* _MATERIALS PROVIDED_:
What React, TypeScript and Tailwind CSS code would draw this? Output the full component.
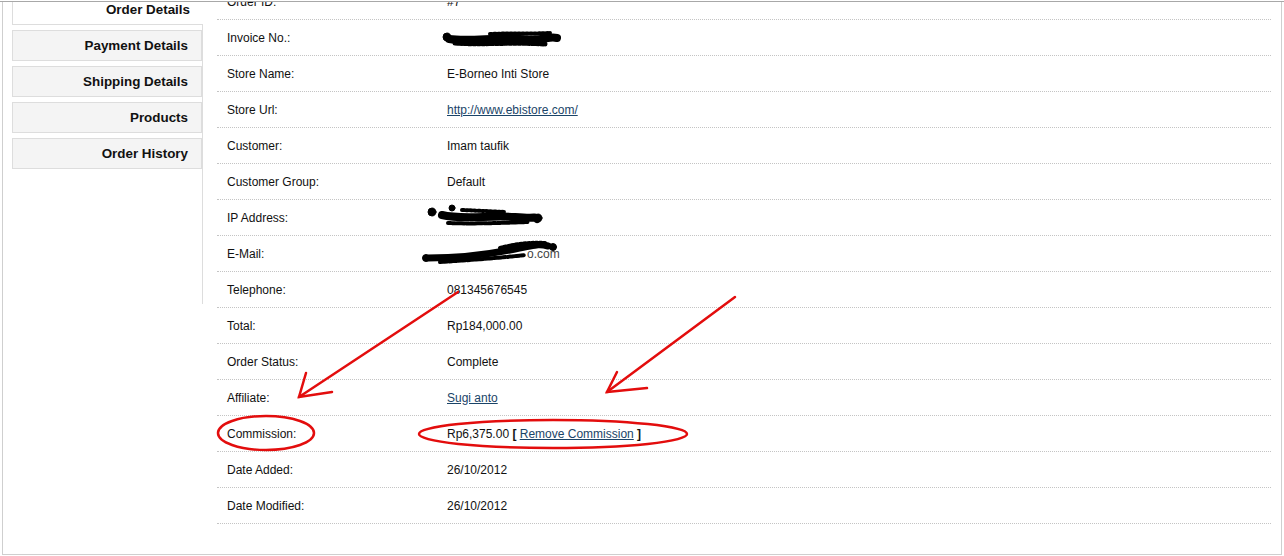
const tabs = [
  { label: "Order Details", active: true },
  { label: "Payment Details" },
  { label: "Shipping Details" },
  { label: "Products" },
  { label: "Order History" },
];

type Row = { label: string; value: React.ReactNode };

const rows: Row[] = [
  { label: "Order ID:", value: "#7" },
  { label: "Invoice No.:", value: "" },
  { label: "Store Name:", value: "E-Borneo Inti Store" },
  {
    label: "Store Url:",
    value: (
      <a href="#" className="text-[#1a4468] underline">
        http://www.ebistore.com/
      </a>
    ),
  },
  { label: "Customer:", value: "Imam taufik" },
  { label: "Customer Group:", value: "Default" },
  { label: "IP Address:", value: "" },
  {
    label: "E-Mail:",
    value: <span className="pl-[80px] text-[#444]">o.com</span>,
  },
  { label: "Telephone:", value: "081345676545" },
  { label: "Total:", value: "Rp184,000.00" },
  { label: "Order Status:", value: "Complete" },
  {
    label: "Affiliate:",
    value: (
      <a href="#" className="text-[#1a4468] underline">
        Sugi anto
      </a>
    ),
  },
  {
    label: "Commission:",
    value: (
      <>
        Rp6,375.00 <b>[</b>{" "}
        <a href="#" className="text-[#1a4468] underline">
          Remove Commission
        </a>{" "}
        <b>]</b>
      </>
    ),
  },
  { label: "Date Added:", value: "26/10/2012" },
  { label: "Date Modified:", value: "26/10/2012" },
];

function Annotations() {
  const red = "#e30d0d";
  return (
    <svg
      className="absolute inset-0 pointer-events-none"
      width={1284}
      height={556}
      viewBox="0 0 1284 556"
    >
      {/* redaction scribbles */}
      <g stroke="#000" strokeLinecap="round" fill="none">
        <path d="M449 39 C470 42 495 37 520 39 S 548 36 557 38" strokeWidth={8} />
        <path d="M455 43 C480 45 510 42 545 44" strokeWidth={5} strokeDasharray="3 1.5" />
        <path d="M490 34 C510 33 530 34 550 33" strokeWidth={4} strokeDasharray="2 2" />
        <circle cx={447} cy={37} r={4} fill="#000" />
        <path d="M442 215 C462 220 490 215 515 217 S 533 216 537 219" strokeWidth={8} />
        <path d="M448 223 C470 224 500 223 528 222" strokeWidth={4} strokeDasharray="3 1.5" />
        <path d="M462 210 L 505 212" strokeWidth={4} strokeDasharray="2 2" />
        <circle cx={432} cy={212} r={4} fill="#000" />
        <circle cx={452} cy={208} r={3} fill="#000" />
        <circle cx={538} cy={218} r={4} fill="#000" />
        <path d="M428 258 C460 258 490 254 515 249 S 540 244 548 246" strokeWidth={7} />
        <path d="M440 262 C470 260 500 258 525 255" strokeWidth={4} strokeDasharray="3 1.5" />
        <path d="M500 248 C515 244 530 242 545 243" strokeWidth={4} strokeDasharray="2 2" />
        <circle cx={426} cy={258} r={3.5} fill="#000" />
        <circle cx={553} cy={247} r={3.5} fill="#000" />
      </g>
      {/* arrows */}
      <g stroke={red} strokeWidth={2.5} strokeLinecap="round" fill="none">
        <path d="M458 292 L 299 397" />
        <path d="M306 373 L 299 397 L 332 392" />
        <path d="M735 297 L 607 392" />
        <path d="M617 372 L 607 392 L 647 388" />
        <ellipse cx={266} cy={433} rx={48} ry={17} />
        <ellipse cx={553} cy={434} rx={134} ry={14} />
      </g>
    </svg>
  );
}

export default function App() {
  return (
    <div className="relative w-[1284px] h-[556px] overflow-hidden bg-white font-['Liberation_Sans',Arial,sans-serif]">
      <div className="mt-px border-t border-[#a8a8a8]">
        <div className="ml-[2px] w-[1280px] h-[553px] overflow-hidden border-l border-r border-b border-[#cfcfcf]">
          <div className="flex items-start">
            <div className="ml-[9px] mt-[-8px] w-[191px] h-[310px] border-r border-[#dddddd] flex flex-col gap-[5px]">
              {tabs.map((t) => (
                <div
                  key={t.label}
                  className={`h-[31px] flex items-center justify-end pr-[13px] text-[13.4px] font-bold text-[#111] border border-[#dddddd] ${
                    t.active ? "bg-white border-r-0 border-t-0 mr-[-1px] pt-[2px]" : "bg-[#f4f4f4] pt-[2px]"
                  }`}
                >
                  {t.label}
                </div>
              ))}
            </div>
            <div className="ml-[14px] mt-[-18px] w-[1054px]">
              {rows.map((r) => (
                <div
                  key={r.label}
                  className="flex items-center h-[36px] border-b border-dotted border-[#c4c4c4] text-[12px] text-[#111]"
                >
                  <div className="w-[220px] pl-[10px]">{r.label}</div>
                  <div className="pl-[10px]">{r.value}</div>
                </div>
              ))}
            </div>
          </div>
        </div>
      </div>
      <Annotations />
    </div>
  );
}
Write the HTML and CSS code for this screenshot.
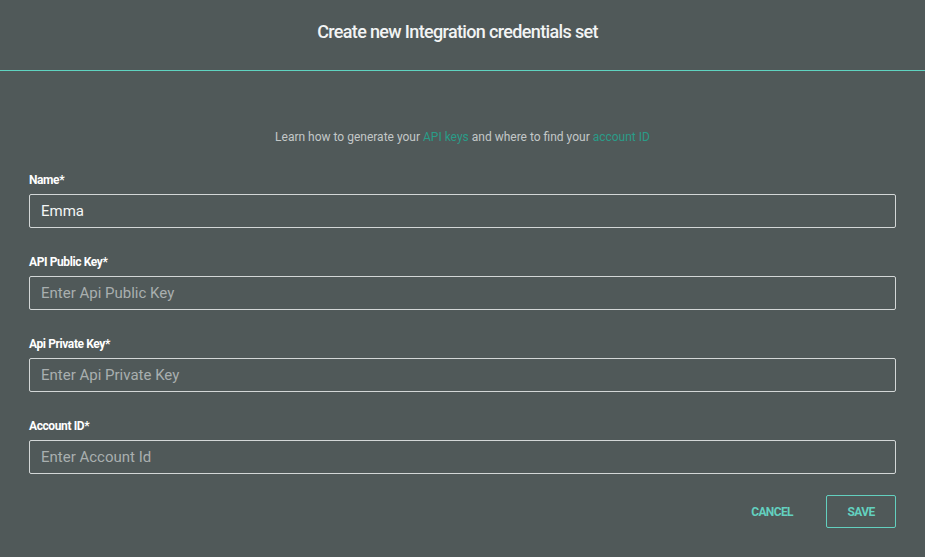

* _REQUEST_:
Gather all the lines that include the word "code" and copy them out.

* _TASK ANSWER_:
What React, TypeScript and Tailwind CSS code would draw this? Output the full component.
Write the HTML and CSS code for this screenshot.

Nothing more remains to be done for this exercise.